### AIM OF THE EXERCISE
Copy the data that follows exactly. Include no pictures.

### RECORDED DATA
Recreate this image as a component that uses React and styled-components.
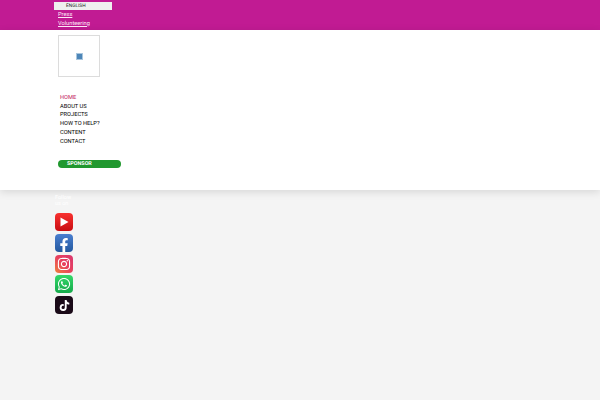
import React from "react";
import styled, { createGlobalStyle } from "styled-components";
import { FaFacebookF, FaInstagram, FaWhatsapp, FaTiktok } from "react-icons/fa";

const GlobalStyle = createGlobalStyle`
  html, body {
    margin: 0;
    padding: 0;
    height: 100%;
    background: #f4f4f4;
    font-family: Roboto, "Liberation Sans", sans-serif;
    text-rendering: geometricPrecision;
  }
`;

const TopBar = styled.header`
  height: 30px;
  background: #c11b93;
  padding: 2px 0 0 54px;
  box-sizing: border-box;
`;

const Language = styled.div`
  width: 58px;
  height: 8px;
  background: #efefef;
  color: #222;
  font-size: 4.8px;
  line-height: 9px;
  padding-left: 12px;
  box-sizing: border-box;
`;

const TopLink = styled.a`
  display: block;
  margin-left: 4px;
  color: #fde6f6;
  font-size: 5.7px;
  line-height: 8.5px;
  text-decoration: underline;
`;

const Links = styled.div`
  padding-top: 1px;
`;

const Panel = styled.section`
  height: 160px;
  background: #fff;
  padding: 5px 0 0 58px;
  box-sizing: border-box;
  box-shadow: 0 2px 8px rgba(0, 0, 0, 0.12);
`;

const LogoBox = styled.div`
  width: 42px;
  height: 42px;
  box-sizing: border-box;
  border: 1px solid #dcdcdc;
  display: flex;
  align-items: center;
  justify-content: center;
`;

const BrokenImage = styled.div`
  width: 7px;
  height: 7px;
  background: #4d86b8;
  border: 1px solid #a9c6de;
  box-sizing: border-box;
`;

const Nav = styled.nav`
  margin: 17px 0 0 2px;
  display: flex;
  flex-direction: column;
`;

const NavItem = styled.a`
  color: ${(p) => (p.$active ? "#c2185b" : "#000")};
  font-size: 5.7px;
  line-height: 8.7px;
  font-weight: 400;
`;

const Sponsor = styled.a`
  display: block;
  margin-top: 14px;
  width: 63px;
  height: 8px;
  border-radius: 4px;
  background: #21982f;
  color: #fff;
  font-size: 5.4px;
  font-weight: 700;
  line-height: 9px;
  padding-left: 9px;
  box-sizing: border-box;
`;

const Social = styled.aside`
  padding: 5px 0 0 55px;
  display: flex;
  flex-direction: column;
  align-items: flex-start;
`;

const FollowText = styled.div`
  width: 22px;
  color: #fff;
  font-size: 5.5px;
  line-height: 6px;
  height: 18px;
`;

const IconList = styled.div`
  display: flex;
  flex-direction: column;
  gap: 2.8px;
`;

const IconTile = styled.a`
  width: 18px;
  height: 18px;
  border-radius: 4px;
  background: ${(p) => p.$bg};
  color: #fff;
  display: flex;
  align-items: center;
  justify-content: center;
  overflow: hidden;
`;

const Play = () => (
  <svg width="10" height="10" viewBox="0 0 10 10">
    <path d="M1.5 0.5 L9.5 5 L1.5 9.5 Z" fill="#fff" />
  </svg>
);

const social = [
  { name: "youtube", bg: "linear-gradient(180deg,#f8312f,#c90d12)", icon: <Play /> },
  { name: "facebook", bg: "linear-gradient(180deg,#4a7fd0,#23589f)", icon: <FaFacebookF size={14} style={{ marginTop: 4 }} /> },
  { name: "instagram", bg: "linear-gradient(45deg,#f0803c,#e8405f 50%,#d8386f)", icon: <FaInstagram size={14} /> },
  { name: "whatsapp", bg: "linear-gradient(180deg,#34d86a,#14a94a)", icon: <FaWhatsapp size={14} /> },
  { name: "tiktok", bg: "#1a0a18", icon: <FaTiktok size={11} /> },
];

const navItems = ["HOME", "ABOUT US", "PROJECTS", "HOW TO HELP?", "CONTENT", "CONTACT"];

export default function App() {
  return (
    <>
      <GlobalStyle />
      <TopBar>
        <Language>ENGLISH</Language>
        <Links>
          <TopLink>Press</TopLink>
          <TopLink>Volunteering</TopLink>
        </Links>
      </TopBar>
      <Panel>
        <LogoBox>
          <BrokenImage />
        </LogoBox>
        <Nav>
          {navItems.map((item, i) => (
            <NavItem key={item} $active={i === 0}>
              {item}
            </NavItem>
          ))}
        </Nav>
        <Sponsor>SPONSOR</Sponsor>
      </Panel>
      <Social>
        <FollowText>Follow us on</FollowText>
        <IconList>
          {social.map((s) => (
            <IconTile key={s.name} $bg={s.bg}>
              {s.icon}
            </IconTile>
          ))}
        </IconList>
      </Social>
    </>
  );
}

### TASK ANSWER
Recreate this image as a component that uses React and styled-components.
import React from "react";
import styled, { createGlobalStyle } from "styled-components";
import { FaFacebookF, FaInstagram, FaWhatsapp, FaTiktok } from "react-icons/fa";

const GlobalStyle = createGlobalStyle`
  html, body {
    margin: 0;
    padding: 0;
    height: 100%;
    background: #f4f4f4;
    font-family: Roboto, "Liberation Sans", sans-serif;
    text-rendering: geometricPrecision;
  }
`;

const TopBar = styled.header`
  height: 30px;
  background: #c11b93;
  padding: 2px 0 0 54px;
  box-sizing: border-box;
`;

const Language = styled.div`
  width: 58px;
  height: 8px;
  background: #efefef;
  color: #222;
  font-size: 4.8px;
  line-height: 9px;
  padding-left: 12px;
  box-sizing: border-box;
`;

const TopLink = styled.a`
  display: block;
  margin-left: 4px;
  color: #fde6f6;
  font-size: 5.7px;
  line-height: 8.5px;
  text-decoration: underline;
`;

const Links = styled.div`
  padding-top: 1px;
`;

const Panel = styled.section`
  height: 160px;
  background: #fff;
  padding: 5px 0 0 58px;
  box-sizing: border-box;
  box-shadow: 0 2px 8px rgba(0, 0, 0, 0.12);
`;

const LogoBox = styled.div`
  width: 42px;
  height: 42px;
  box-sizing: border-box;
  border: 1px solid #dcdcdc;
  display: flex;
  align-items: center;
  justify-content: center;
`;

const BrokenImage = styled.div`
  width: 7px;
  height: 7px;
  background: #4d86b8;
  border: 1px solid #a9c6de;
  box-sizing: border-box;
`;

const Nav = styled.nav`
  margin: 17px 0 0 2px;
  display: flex;
  flex-direction: column;
`;

const NavItem = styled.a`
  color: ${(p) => (p.$active ? "#c2185b" : "#000")};
  font-size: 5.7px;
  line-height: 8.7px;
  font-weight: 400;
`;

const Sponsor = styled.a`
  display: block;
  margin-top: 14px;
  width: 63px;
  height: 8px;
  border-radius: 4px;
  background: #21982f;
  color: #fff;
  font-size: 5.4px;
  font-weight: 700;
  line-height: 9px;
  padding-left: 9px;
  box-sizing: border-box;
`;

const Social = styled.aside`
  padding: 5px 0 0 55px;
  display: flex;
  flex-direction: column;
  align-items: flex-start;
`;

const FollowText = styled.div`
  width: 22px;
  color: #fff;
  font-size: 5.5px;
  line-height: 6px;
  height: 18px;
`;

const IconList = styled.div`
  display: flex;
  flex-direction: column;
  gap: 2.8px;
`;

const IconTile = styled.a`
  width: 18px;
  height: 18px;
  border-radius: 4px;
  background: ${(p) => p.$bg};
  color: #fff;
  display: flex;
  align-items: center;
  justify-content: center;
  overflow: hidden;
`;

const Play = () => (
  <svg width="10" height="10" viewBox="0 0 10 10">
    <path d="M1.5 0.5 L9.5 5 L1.5 9.5 Z" fill="#fff" />
  </svg>
);

const social = [
  { name: "youtube", bg: "linear-gradient(180deg,#f8312f,#c90d12)", icon: <Play /> },
  { name: "facebook", bg: "linear-gradient(180deg,#4a7fd0,#23589f)", icon: <FaFacebookF size={14} style={{ marginTop: 4 }} /> },
  { name: "instagram", bg: "linear-gradient(45deg,#f0803c,#e8405f 50%,#d8386f)", icon: <FaInstagram size={14} /> },
  { name: "whatsapp", bg: "linear-gradient(180deg,#34d86a,#14a94a)", icon: <FaWhatsapp size={14} /> },
  { name: "tiktok", bg: "#1a0a18", icon: <FaTiktok size={11} /> },
];

const navItems = ["HOME", "ABOUT US", "PROJECTS", "HOW TO HELP?", "CONTENT", "CONTACT"];

export default function App() {
  return (
    <>
      <GlobalStyle />
      <TopBar>
        <Language>ENGLISH</Language>
        <Links>
          <TopLink>Press</TopLink>
          <TopLink>Volunteering</TopLink>
        </Links>
      </TopBar>
      <Panel>
        <LogoBox>
          <BrokenImage />
        </LogoBox>
        <Nav>
          {navItems.map((item, i) => (
            <NavItem key={item} $active={i === 0}>
              {item}
            </NavItem>
          ))}
        </Nav>
        <Sponsor>SPONSOR</Sponsor>
      </Panel>
      <Social>
        <FollowText>Follow us on</FollowText>
        <IconList>
          {social.map((s) => (
            <IconTile key={s.name} $bg={s.bg}>
              {s.icon}
            </IconTile>
          ))}
        </IconList>
      </Social>
    </>
  );
}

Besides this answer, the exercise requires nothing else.